Modernising data convergence in AWS through AWS DMS and Data Lake architecture

Modernising data convergence in AWS through AWS DMS replication and Data Lake architecture

Data Convergence refers to the process of consolidating disparate data sources (OLTP databases, ERPs, CRMs, logs) into a single, cohesive repository to enable unified analytics, machine learning, and reporting.

Building a Data Convergence pipeline using AWS Database Migration Service (DMS) and an S3-based Data Lake architecture is an industry-standard pattern. It allows you to move data from legacy transactional databases into a highly scalable storage layer with minimal impact on your production workloads.

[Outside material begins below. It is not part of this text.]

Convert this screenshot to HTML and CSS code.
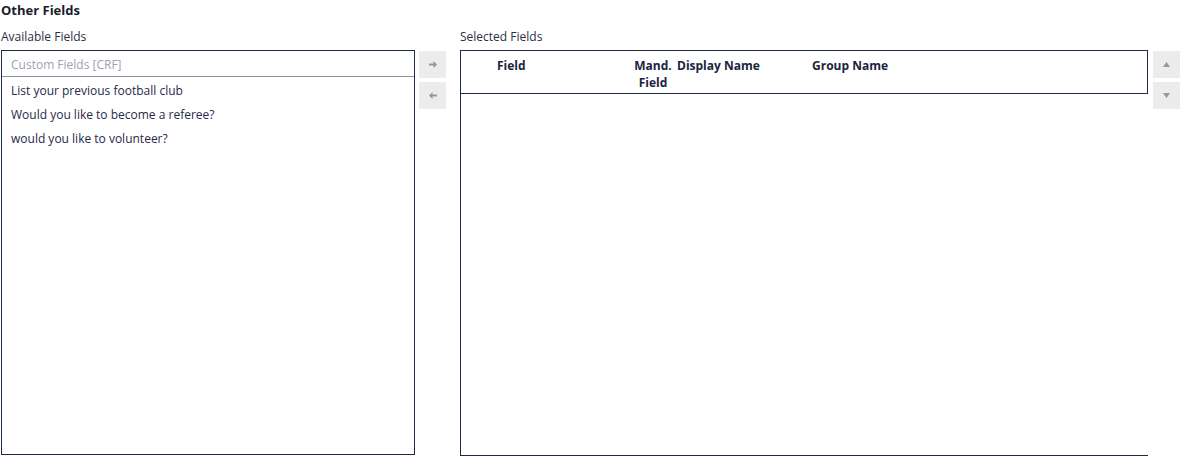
FILE: index.html
```html
<!DOCTYPE html>
<html>
<head>
<meta charset="utf-8">
<link rel="stylesheet" href="styles.css">
</head>
<body>
<div class="page">
  <h3 class="title">Other Fields</h3>
  <div class="columns">
    <div class="col-left">
      <div class="label">Available Fields</div>
      <div class="left-row">
        <div class="list-box">
          <div class="list-head">Custom Fields [CRF]</div>
          <div class="list-item">List your previous football club</div>
          <div class="list-item">Would you like to become a referee?</div>
          <div class="list-item">would you like to volunteer?</div>
        </div>
        <div class="btns">
          <div class="btn"><svg width="8" height="7" viewBox="0 0 8 7"><path d="M0 2.5h4.5V0L8 3.5 4.5 7V4.5H0z" fill="#9297a0"/></svg></div>
          <div class="btn"><svg width="8" height="7" viewBox="0 0 8 7"><path d="M8 2.5H3.5V0L0 3.5 3.5 7V4.5H8z" fill="#9297a0"/></svg></div>
        </div>
      </div>
    </div>
    <div class="col-right">
      <div class="label">Selected Fields</div>
      <div class="right-row">
        <div class="sel-box">
          <div class="sel-head">
            <div class="h-field">Field</div>
            <div class="h-mand">Mand.<br>Field</div>
            <div class="h-disp">Display Name</div>
            <div class="h-group">Group Name</div>
          </div>
        </div>
        <div class="btns">
          <div class="btn"><svg width="7" height="5" viewBox="0 0 7 5"><path d="M0 5L3.5 0 7 5z" fill="#9297a0"/></svg></div>
          <div class="btn"><svg width="7" height="5" viewBox="0 0 7 5"><path d="M0 0h7L3.5 5z" fill="#9297a0"/></svg></div>
        </div>
      </div>
    </div>
  </div>
</div>
</body>
</html>
```

FILE: styles.css
```css
html, body {
  margin: 0;
  padding: 0;
  background: #fff;
}
body {
  font-family: "Open Sans", "Noto Sans", sans-serif;
  font-size: 12px;
  color: #1b2440;
}
.page {
  padding: 2px 0 0 1px;
}
.title {
  margin: 0;
  font-size: 13px;
  font-weight: 700;
  line-height: 17px;
  color: #1a1d2b;
}
.columns {
  display: flex;
  margin-top: 9px;
}
.label {
  line-height: 16px;
  height: 21px;
  padding-top: 1px;
  color: #2b2f45;
}
.col-left {
  width: 459px;
}
.left-row, .right-row {
  display: flex;
  gap: 4px;
}
.list-box {
  width: 412px;
  height: 403px;
  border: 1px solid #1c2a46;
}
.list-head {
  height: 23px;
  line-height: 23px;
  padding-top: 2px;
  padding-left: 9px;
  color: #9ea3ab;
  border-bottom: 1px solid #8c95a6;
}
.list-item {
  height: 24px;
  line-height: 24px;
  padding-left: 9px;
  color: #262a4c;
}
.list-head + .list-item {
  margin-top: 2px;
}
.btns {
  display: flex;
  flex-direction: column;
  gap: 4px;
  padding-top: 1px;
}
.btn {
  width: 27px;
  height: 27px;
  background: #ececec;
  display: flex;
  align-items: center;
  justify-content: center;
}
.right-row {
  gap: 5px;
}
.sel-box {
  width: 687px;
  height: 404px;
  border-left: 1px solid #1c2a46;
  border-top: 1px solid #1c2a46;
  border-bottom: 1px solid #1c2a46;
}
.sel-head {
  display: flex;
  border-right: 1px solid #1c2a46;
  border-bottom: 1px solid #1c2a46;
  font-weight: 700;
  color: #1b2440;
  line-height: 17px;
  padding-top: 6px;
  height: 36px;
}
.h-field {
  width: 134px;
  padding-left: 36px;
}
.h-mand {
  width: 44px;
  text-align: center;
}
.h-disp {
  width: 135px;
  padding-left: 2px;
}
.h-group {
  width: 120px;
}
```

Data convergence is about bringing data from multiple operational systems into a single, consistent platform where it can be:

Centralised in one place (your data lake on Amazon S3)
Kept in sync with source changes (using CDC from AWS DMS)
Standardised and governed (schemas, quality, security)
Served to many consumers (BI, ML, real‑time analytics)

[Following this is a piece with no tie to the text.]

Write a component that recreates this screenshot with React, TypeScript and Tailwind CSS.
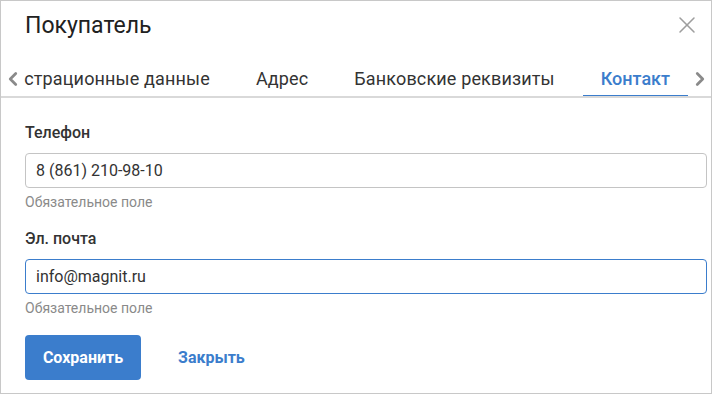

In AWS, the usual pattern is:

Operational databases → AWS DMS → S3 data lake → Processing (Glue/EMR) → Lakehouse/warehouse (Athena, Redshift, Iceberg/Delta)

Components

1. Source Systems

Multiple heterogeneous databases such as:

Oracle
SQL Server
MySQL
PostgreSQL
SAP databases
MongoDB (supported versions)

These contain transactional business data.

2. AWS DMS (Database Migration Service)

AWS DMS performs:

Initial full load
Continuous Change Data Capture (CDC)
Schema conversion (with AWS SCT if required)

Output targets include:

Amazon S3
Amazon Redshift
Amazon RDS
Amazon Aurora
Apache Kafka
Amazon Kinesis

For a data lake, Amazon S3 is the most common destination.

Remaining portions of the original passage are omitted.